══ Data extract ══

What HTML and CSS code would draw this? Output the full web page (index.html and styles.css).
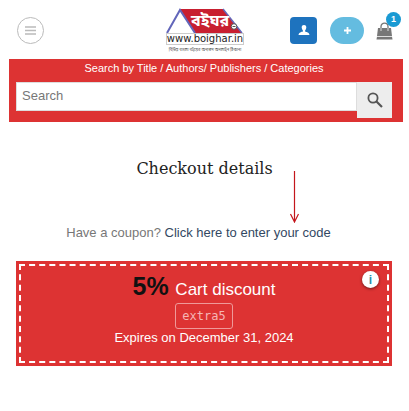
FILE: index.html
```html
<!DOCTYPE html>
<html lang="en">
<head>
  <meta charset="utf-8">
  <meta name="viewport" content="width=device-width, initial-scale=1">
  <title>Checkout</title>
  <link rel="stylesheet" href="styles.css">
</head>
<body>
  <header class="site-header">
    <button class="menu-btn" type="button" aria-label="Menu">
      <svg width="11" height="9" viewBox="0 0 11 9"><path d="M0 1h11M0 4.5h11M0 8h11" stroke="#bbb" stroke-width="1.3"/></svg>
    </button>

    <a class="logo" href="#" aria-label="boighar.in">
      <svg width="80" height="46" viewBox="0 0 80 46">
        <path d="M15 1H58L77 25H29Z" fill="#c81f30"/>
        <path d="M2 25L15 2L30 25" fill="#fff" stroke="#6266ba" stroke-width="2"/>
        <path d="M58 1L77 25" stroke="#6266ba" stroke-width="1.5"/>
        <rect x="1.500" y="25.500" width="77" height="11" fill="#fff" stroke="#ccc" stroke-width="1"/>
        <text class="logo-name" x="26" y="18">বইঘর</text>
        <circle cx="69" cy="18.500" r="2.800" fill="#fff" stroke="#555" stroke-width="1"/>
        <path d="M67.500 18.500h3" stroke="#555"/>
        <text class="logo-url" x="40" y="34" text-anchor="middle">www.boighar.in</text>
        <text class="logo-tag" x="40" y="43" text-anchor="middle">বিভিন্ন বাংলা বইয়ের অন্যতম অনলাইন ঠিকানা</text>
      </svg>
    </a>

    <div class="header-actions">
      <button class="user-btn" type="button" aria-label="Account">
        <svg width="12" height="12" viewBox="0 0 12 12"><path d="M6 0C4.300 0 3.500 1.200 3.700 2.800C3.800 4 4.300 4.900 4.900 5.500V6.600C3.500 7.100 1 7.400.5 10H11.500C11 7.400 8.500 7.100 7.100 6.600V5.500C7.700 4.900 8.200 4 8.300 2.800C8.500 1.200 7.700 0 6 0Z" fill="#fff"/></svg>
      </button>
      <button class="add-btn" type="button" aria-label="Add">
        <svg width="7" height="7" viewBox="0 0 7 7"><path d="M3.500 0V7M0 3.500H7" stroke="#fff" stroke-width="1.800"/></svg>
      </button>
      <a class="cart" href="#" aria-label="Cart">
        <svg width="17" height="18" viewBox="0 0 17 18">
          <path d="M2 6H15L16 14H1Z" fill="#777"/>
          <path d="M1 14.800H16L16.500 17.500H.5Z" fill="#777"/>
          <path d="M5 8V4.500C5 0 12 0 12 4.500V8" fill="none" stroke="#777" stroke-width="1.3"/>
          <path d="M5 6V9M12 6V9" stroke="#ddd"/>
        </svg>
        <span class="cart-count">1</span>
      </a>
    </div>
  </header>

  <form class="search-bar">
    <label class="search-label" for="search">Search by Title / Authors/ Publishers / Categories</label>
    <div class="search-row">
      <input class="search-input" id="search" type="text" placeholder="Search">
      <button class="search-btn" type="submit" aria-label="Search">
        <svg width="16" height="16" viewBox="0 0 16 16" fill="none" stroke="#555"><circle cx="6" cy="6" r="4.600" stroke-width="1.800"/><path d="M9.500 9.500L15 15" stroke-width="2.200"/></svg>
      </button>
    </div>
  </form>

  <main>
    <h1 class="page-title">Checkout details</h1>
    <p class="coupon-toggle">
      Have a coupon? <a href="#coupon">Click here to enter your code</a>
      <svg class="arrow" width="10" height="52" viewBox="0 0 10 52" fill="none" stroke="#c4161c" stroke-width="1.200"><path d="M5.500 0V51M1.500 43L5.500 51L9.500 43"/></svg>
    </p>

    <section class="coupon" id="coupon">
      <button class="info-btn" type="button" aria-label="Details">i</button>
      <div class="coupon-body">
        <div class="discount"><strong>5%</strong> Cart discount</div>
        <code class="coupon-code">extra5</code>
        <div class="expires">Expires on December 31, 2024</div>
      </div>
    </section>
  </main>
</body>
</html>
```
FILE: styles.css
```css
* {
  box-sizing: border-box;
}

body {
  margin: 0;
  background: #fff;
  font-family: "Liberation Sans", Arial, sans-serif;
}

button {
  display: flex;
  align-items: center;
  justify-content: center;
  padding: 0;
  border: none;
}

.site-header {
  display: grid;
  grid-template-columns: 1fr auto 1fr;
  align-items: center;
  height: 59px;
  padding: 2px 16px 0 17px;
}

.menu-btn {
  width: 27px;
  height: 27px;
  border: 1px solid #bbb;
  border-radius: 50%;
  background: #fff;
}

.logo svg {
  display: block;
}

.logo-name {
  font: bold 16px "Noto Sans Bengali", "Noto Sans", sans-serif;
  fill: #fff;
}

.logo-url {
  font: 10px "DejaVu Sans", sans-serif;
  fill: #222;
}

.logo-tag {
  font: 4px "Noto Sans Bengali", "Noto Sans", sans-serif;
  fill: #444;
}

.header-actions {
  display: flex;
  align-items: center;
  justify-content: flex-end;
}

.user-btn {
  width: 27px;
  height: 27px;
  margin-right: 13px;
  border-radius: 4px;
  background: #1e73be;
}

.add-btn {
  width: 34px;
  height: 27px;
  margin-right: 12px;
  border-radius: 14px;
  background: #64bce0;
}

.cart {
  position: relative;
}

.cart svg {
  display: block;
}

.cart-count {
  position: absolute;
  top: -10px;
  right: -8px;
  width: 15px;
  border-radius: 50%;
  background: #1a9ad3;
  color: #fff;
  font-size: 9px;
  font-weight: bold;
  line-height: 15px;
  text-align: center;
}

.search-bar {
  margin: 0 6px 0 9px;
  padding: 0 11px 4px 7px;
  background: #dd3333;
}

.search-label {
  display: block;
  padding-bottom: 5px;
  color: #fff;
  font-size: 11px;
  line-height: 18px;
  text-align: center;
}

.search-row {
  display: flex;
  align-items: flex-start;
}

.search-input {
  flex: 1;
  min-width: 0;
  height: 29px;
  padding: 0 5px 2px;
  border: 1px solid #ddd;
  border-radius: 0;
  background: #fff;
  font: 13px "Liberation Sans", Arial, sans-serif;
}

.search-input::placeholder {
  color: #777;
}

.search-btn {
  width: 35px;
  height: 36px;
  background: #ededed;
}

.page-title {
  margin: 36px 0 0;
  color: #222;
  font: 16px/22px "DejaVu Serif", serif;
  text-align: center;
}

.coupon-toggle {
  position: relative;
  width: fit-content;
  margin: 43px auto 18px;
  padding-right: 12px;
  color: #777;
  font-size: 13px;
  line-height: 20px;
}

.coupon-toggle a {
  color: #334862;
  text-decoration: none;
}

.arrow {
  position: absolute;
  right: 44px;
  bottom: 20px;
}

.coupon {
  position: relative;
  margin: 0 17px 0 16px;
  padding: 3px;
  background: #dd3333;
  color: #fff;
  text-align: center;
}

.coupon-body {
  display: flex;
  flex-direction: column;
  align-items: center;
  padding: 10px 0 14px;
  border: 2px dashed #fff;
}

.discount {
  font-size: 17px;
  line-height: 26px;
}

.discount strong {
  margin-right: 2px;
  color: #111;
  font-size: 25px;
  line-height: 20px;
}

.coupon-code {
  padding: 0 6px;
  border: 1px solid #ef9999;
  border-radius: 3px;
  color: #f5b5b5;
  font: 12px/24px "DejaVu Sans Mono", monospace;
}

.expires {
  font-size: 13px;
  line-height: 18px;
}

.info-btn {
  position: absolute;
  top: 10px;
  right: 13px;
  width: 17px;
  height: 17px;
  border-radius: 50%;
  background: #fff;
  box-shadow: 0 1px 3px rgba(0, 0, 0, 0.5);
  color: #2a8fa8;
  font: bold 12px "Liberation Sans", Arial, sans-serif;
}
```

═══

Exercise directions: Filter the data, keeping only the lines that contain "page".

Task result:
What HTML and CSS code would draw this? Output the full web page (index.html and styles.css).
    <h1 class="page-title">Checkout details</h1>
.page-title {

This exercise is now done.